Simple Harmonic Motion
Simple harmonic motion (SHM) is the motion of any system where the restoring force is directly proportional to displacement from equilibrium and directed back toward it — the canonical example being a mass on an ideal spring, F = −kx. Applying Newton's second law, m(d²x/dt²) = −kx, gives the governing equation:
d²x/dt² + ωₙ²x = 0, with solution x(t) = A cos(ωₙt + φ)
where A is the amplitude, φ is a phase constant set by initial conditions, and ωₙ is the system's natural frequency, in radians per second:
ωₙ = √(k/m), with fₙ = ωₙ/(2π) in hertz
Worked example: A mass m = 2 kg is attached to a spring of stiffness k = 800 N/m. Find its natural frequency.
ωₙ = √(800/2) = √400 = 20 rad/s, so fₙ = 20/(2π) ≈ 3.18 Hz.
SHM is not just a spring's behavior in isolation — it is the underlying small-oscillation behavior of nearly any stable mechanical or electrical system near equilibrium, from a pendulum swinging through small angles to an LC circuit's oscillating charge.
Damping: Underdamped, Critically Damped, Overdamped
Real systems lose energy to friction, air resistance, or intentional dashpots, adding a velocity-proportional damping force to the equation of motion:
m(d²x/dt²) + c(dx/dt) + kx = 0
The behavior depends entirely on the damping ratio, ζ = c / (2√(km)), which compares the actual damping coefficient c to the critical damping coefficient cc = 2√(km):
| Regime | Damping ratio ζ | Behavior | Typical example |
|---|---|---|---|
| Underdamped | ζ < 1 | Oscillates with decaying amplitude | Vehicle suspension, guitar string, most lightly-braced structures |
| Critically damped | ζ = 1 | Returns to equilibrium fastest, no oscillation | Door closers, analog gauge needles, some shock absorbers |
| Overdamped | ζ > 1 | Returns to equilibrium slowly, no oscillation | Heavily damped precision instruments |
Worked example: Using the same mass-spring system (m = 2 kg, k = 800 N/m, so ωₙ = 20 rad/s), add a damping coefficient c = 40 N·s/m. Classify the system and find its damped oscillation frequency.
Critical damping coefficient: cc = 2√(km) = 2√(1600) = 2(40) = 80 N·s/m.
Damping ratio: ζ = c/cc = 40/80 = 0.5 — since ζ < 1, the system is underdamped.
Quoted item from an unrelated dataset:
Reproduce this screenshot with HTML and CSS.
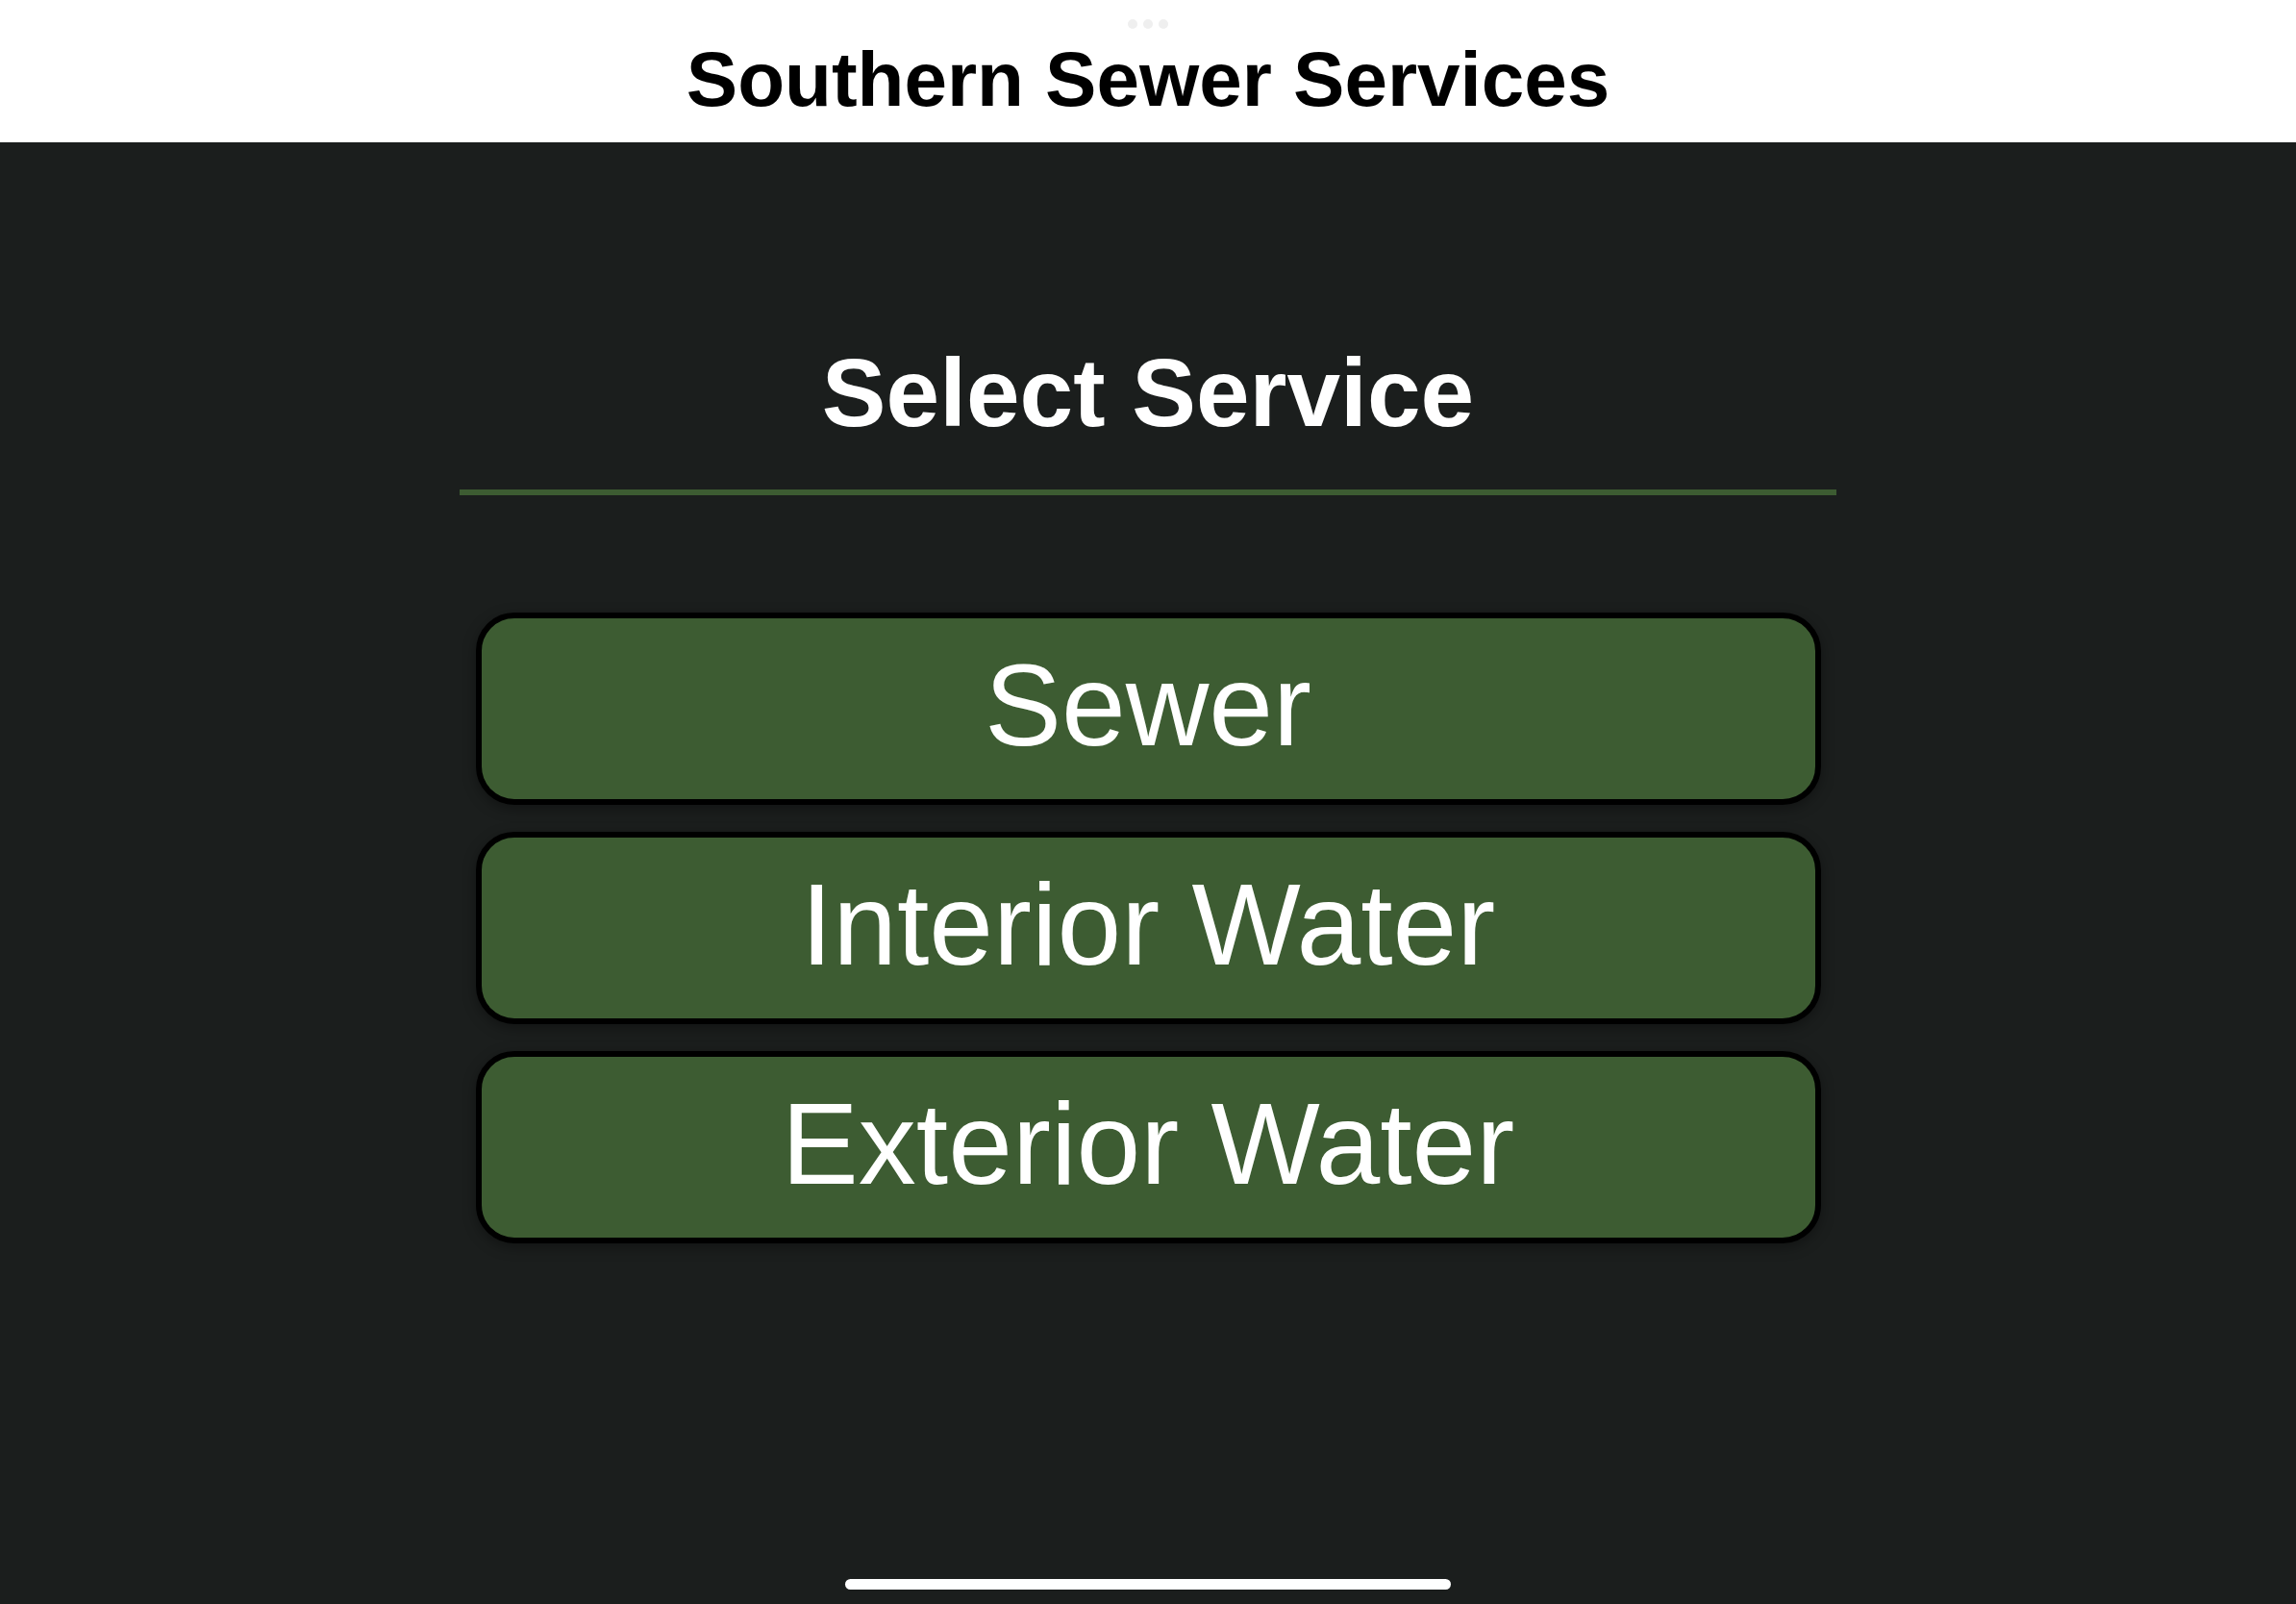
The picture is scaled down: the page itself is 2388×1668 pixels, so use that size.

The damped natural frequency is ωd = ωₙ√(1 − ζ²) = 20√(1 − 0.25) = 20√0.75 ≈ 20(0.866) = 17.3 rad/s — slightly lower than the undamped natural frequency, as damping always is.
Resonance
Resonance occurs when a system is driven by an external periodic force at (or near) its natural frequency, causing the response amplitude to grow far beyond what the same force amplitude would produce at any other driving frequency. For a lightly damped system, the amplification at resonance can be enormous — in the idealized undamped limit, amplitude grows without bound over time. This is why rotating machinery is balanced to minimize vibration input, why bridges and grandstands are checked against pedestrian and wind-induced natural frequencies, and why electronic filters are explicitly designed around a chosen resonant frequency (in that context, resonance is the desired behavior rather than a hazard).
Superposition and Interference
Because the wave equation is linear, two or more waves passing through the same region simply add together — the principle of superposition. When two waves of the same frequency arrive in phase, they add constructively, producing a larger combined amplitude; when they arrive out of phase, they can cancel destructively. Two waves of slightly different frequencies produce beats — a periodic rise and fall in combined amplitude at the difference frequency — a phenomenon used to tune musical instruments and to detect small frequency differences in signal processing. Interference is also the operating principle behind noise-cancelling headphones (destructive interference of a matched, inverted sound wave) and behind antenna arrays that shape radiation patterns by controlling the phase relationships between elements.
Engineering Application: Vibration Isolation
A common design goal is to isolate a piece of equipment from a vibrating base (or vice versa) by mounting it on a spring-damper system. The fraction of force actually transmitted through the mount is the transmissibility, TR, which for the undamped case simplifies to:
TR = 1 / |r² − 1|, where r = ω/ωₙ is the ratio of forcing frequency to natural frequency
Worked example: Using the isolator with ωₙ = 20 rad/s from above, a machine vibrates at f = 10 Hz (ω = 2π(10) = 62.8 rad/s). Find the transmissibility.
r = ω/ωₙ = 62.8/20 = 3.14, so r² = 9.86.
TR = 1/|9.86 − 1| = 1/8.86 ≈ 0.113 — only about 11.3% of the vibrating force is transmitted through the mount, an 88.7% reduction.
This result illustrates the key design rule for vibration isolation: isolation only begins once r > √2 (≈ 1.414); below that ratio the mount actually amplifies the transmitted force rather than reducing it, which is why an isolation mount's natural frequency must be designed well below the disturbance frequency it is meant to isolate against, not simply "soft" in a general sense.